First, shadow chancellor Anneliese Dodds’s initial approach is the correct one: highlighting the sheer waste and graft of the Tories while looking to establish Labour as the party that understands the value of money is a smart political move – if (and only if) this is matched with a cast-iron refusal to accept that rapid deficit reduction is necessary. The point can simply be made about the hypocrisy of the Tories wasting billions on failed schemes and cash for cronies, but now expecting the deficit to be closed by the rest of us. However, this is a framing argument – not a policy proposal.
Second, proposals of one-off wealth taxes, such as the Resolution Foundation’s “Pandemic Profits Levy” on those companies that have outperformed during the crisis, are smart politics and policy. Even with some difficulties in assessing and levying the amount of the tax, the gains are potentially significant.
Third, a commission on the tax system should be established as soon as possible, led by a respected tax specialist, and look to report perhaps by the end of next year. It is clear that the current tax system will need to change significantly, adapting to long-term shifts in how the economy operates – most of which have been accelerated by Covid-19. But this will require separate elements of the tax system to work together, and a political consensus about large-scale changes will need to be achieved. Piecemeal, step-by-step announcements will not cut it and trying to creep towards the next election, one tax tweak at a time, is to risk disaster.

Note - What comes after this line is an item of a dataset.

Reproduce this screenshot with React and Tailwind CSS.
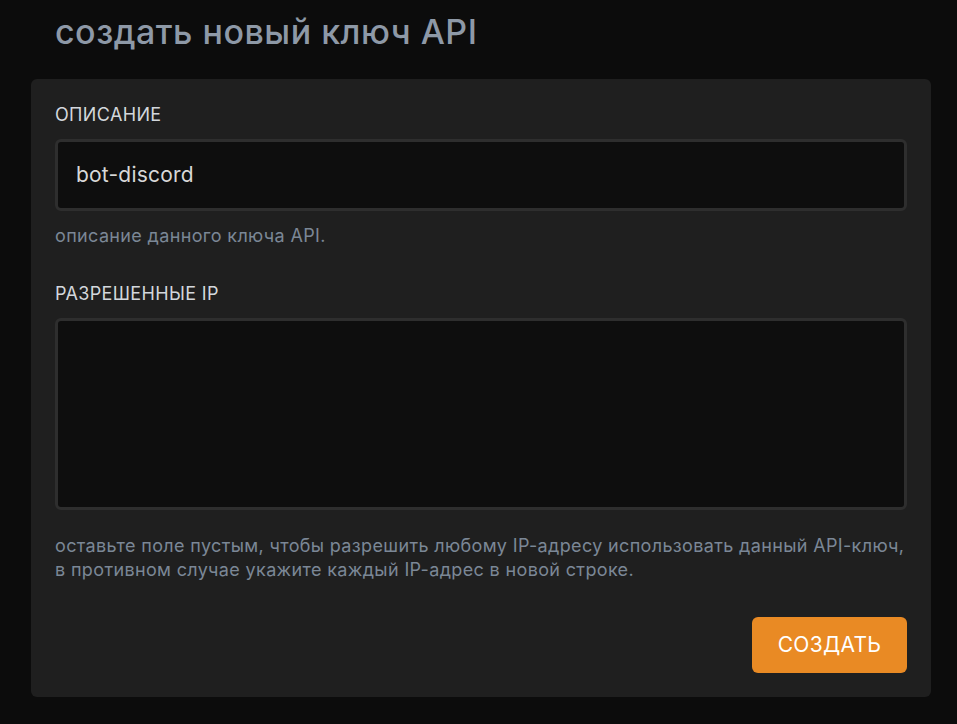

Fourth, and hardest of all, Labour will need to make the case for a looser approach to the deficit and government debt in the long term. Some of the heavy lifting is being done already, by the simple reality of the exceptional spending, combined with the extraordinary volume of quantitative easing (electronically created money from the Bank of England).
But demands for rapid deficit reduction must be resisted as economically unnecessary and socially harmful. Labour’s earlier Fiscal Credibility Rule carved out the political space in which a permanent deficit could be maintained by the government, in line with best-practice macroeconomic management. Proposals to change the assessment of government finances – to include assets as well as debt – would help substantially. But the political argument has to be won well ahead of the next election.